** Start of SUPPLIED MATERIAL **

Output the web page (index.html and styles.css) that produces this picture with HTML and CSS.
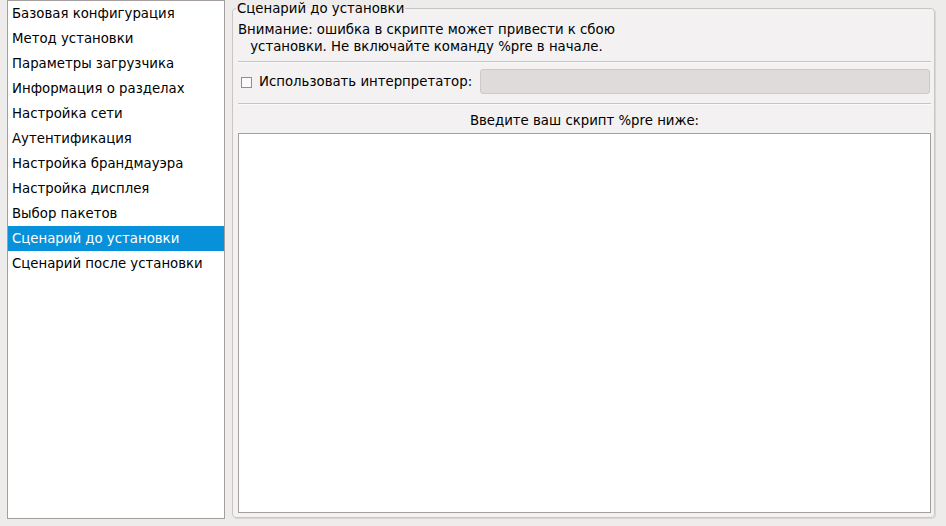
FILE: index.html
```html
<!DOCTYPE html>
<html lang="ru">
<head>
    <meta charset="UTF-8">
    <meta name="viewport" content="width=device-width, initial-scale=1.0">
    <title>Kickstart</title>
    <link rel="stylesheet" href="styles.css">
</head>
<body>
    <div class="window">
        <ul class="sections">
            <li class="section">Базовая конфигурация</li>
            <li class="section">Метод установки</li>
            <li class="section">Параметры загрузчика</li>
            <li class="section">Информация о разделах</li>
            <li class="section">Настройка сети</li>
            <li class="section">Аутентификация</li>
            <li class="section">Настройка брандмауэра</li>
            <li class="section">Настройка дисплея</li>
            <li class="section">Выбор пакетов</li>
            <li class="section selected">Сценарий до установки</li>
            <li class="section">Сценарий после установки</li>
        </ul>

        <fieldset class="frame">
            <legend class="frame-title">Сценарий до установки</legend>

            <div class="warning">
                <span class="warning-text">Внимание: ошибка в скрипте может привести к сбою<br>установки. Не включайте команду %pre в начале.</span>
            </div>

            <div class="separator"></div>

            <div class="interp-row">
                <span class="check"></span>
                <span class="interp-label">Использовать интерпретатор:</span>
                <div class="entry"></div>
            </div>

            <div class="separator lower"></div>

            <div class="script-title">Введите ваш скрипт %pre ниже:</div>
            <div class="script-area"></div>
        </fieldset>
    </div>
</body>
</html>
```

FILE: styles.css
```css
html,
body {
    margin: 0;
    padding: 0;
    background: #edeceb;
    font-family: "DejaVu Sans", "Noto Sans", sans-serif;
    font-size: 13.3px;
    line-height: 17px;
    color: #000;
}

.window {
    display: flex;
    align-items: flex-start;
    gap: 7px;
    padding-left: 7px;
}

/* left list of sections */

.sections {
    list-style: none;
    margin: 0;
    padding: 0;
    width: 218px;
    height: 519px;
    box-sizing: border-box;
    background: #fff;
    border: 1px solid #a59e9e;
}

.section {
    height: 25px;
    line-height: 25px;
    padding-left: 4px;
    white-space: nowrap;
}

.selected {
    background: #0791db;
    color: #fff;
}

/* right frame */

.frame {
    margin: 0;
    width: 703px;
    height: 518px;
    box-sizing: border-box;
    padding: 4px 3px 4px 5px;
    background: #f3f1f1;
    border: 1px solid #c9c5c4;
    border-radius: 4px;
    box-shadow: 1px 1px 0 #dad7d6;
}

.frame-title {
    padding: 0 1px;
    margin-left: -2px;
    line-height: 17px;
}

.warning-text {
    display: inline-block;
    text-align: center;
}

.separator {
    height: 1px;
    margin-top: 6px;
    background: #c8c4c3;
    box-shadow: 0 1px 0 #fbfafa;
}

.separator.lower {
    margin-top: 9px;
}

.interp-row {
    display: flex;
    align-items: center;
    height: 25px;
    margin-top: 7px;
}

.check {
    width: 9px;
    height: 9px;
    margin: 1px 7px 0 3px;
    border: 1px solid #938d8d;
    background: #fbfafa;
}

.interp-label {
    margin-right: 8px;
    white-space: nowrap;
}

.entry {
    flex: 1;
    height: 25px;
    box-sizing: border-box;
    margin-right: 1px;
    background: #dedbda;
    border: 1px solid #cdc9c8;
    border-radius: 3px;
}

.script-title {
    margin-top: 8px;
    text-align: center;
}

.script-area {
    height: 380px;
    box-sizing: border-box;
    margin-top: 4px;
    background: #fff;
    border: 1px solid #a59e9e;
}
```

** End of SUPPLIED MATERIAL **

◆ **DIRECTION**: Leave out the pictures and output the rest of the material exactly as written.

◆ **TASK ANSWER**:
Output the web page (index.html and styles.css) that produces this picture with HTML and CSS.
FILE: index.html
```html
<!DOCTYPE html>
<html lang="ru">
<head>
    <meta charset="UTF-8">
    <meta name="viewport" content="width=device-width, initial-scale=1.0">
    <title>Kickstart</title>
    <link rel="stylesheet" href="styles.css">
</head>
<body>
    <div class="window">
        <ul class="sections">
            <li class="section">Базовая конфигурация</li>
            <li class="section">Метод установки</li>
            <li class="section">Параметры загрузчика</li>
            <li class="section">Информация о разделах</li>
            <li class="section">Настройка сети</li>
            <li class="section">Аутентификация</li>
            <li class="section">Настройка брандмауэра</li>
            <li class="section">Настройка дисплея</li>
            <li class="section">Выбор пакетов</li>
            <li class="section selected">Сценарий до установки</li>
            <li class="section">Сценарий после установки</li>
        </ul>

        <fieldset class="frame">
            <legend class="frame-title">Сценарий до установки</legend>

            <div class="warning">
                <span class="warning-text">Внимание: ошибка в скрипте может привести к сбою<br>установки. Не включайте команду %pre в начале.</span>
            </div>

            <div class="separator"></div>

            <div class="interp-row">
                <span class="check"></span>
                <span class="interp-label">Использовать интерпретатор:</span>
                <div class="entry"></div>
            </div>

            <div class="separator lower"></div>

            <div class="script-title">Введите ваш скрипт %pre ниже:</div>
            <div class="script-area"></div>
        </fieldset>
    </div>
</body>
</html>
```

FILE: styles.css
```css
html,
body {
    margin: 0;
    padding: 0;
    background: #edeceb;
    font-family: "DejaVu Sans", "Noto Sans", sans-serif;
    font-size: 13.3px;
    line-height: 17px;
    color: #000;
}

.window {
    display: flex;
    align-items: flex-start;
    gap: 7px;
    padding-left: 7px;
}

/* left list of sections */

.sections {
    list-style: none;
    margin: 0;
    padding: 0;
    width: 218px;
    height: 519px;
    box-sizing: border-box;
    background: #fff;
    border: 1px solid #a59e9e;
}

.section {
    height: 25px;
    line-height: 25px;
    padding-left: 4px;
    white-space: nowrap;
}

.selected {
    background: #0791db;
    color: #fff;
}

/* right frame */

.frame {
    margin: 0;
    width: 703px;
    height: 518px;
    box-sizing: border-box;
    padding: 4px 3px 4px 5px;
    background: #f3f1f1;
    border: 1px solid #c9c5c4;
    border-radius: 4px;
    box-shadow: 1px 1px 0 #dad7d6;
}

.frame-title {
    padding: 0 1px;
    margin-left: -2px;
    line-height: 17px;
}

.warning-text {
    display: inline-block;
    text-align: center;
}

.separator {
    height: 1px;
    margin-top: 6px;
    background: #c8c4c3;
    box-shadow: 0 1px 0 #fbfafa;
}

.separator.lower {
    margin-top: 9px;
}

.interp-row {
    display: flex;
    align-items: center;
    height: 25px;
    margin-top: 7px;
}

.check {
    width: 9px;
    height: 9px;
    margin: 1px 7px 0 3px;
    border: 1px solid #938d8d;
    background: #fbfafa;
}

.interp-label {
    margin-right: 8px;
    white-space: nowrap;
}

.entry {
    flex: 1;
    height: 25px;
    box-sizing: border-box;
    margin-right: 1px;
    background: #dedbda;
    border: 1px solid #cdc9c8;
    border-radius: 3px;
}

.script-title {
    margin-top: 8px;
    text-align: center;
}

.script-area {
    height: 380px;
    box-sizing: border-box;
    margin-top: 4px;
    background: #fff;
    border: 1px solid #a59e9e;
}
```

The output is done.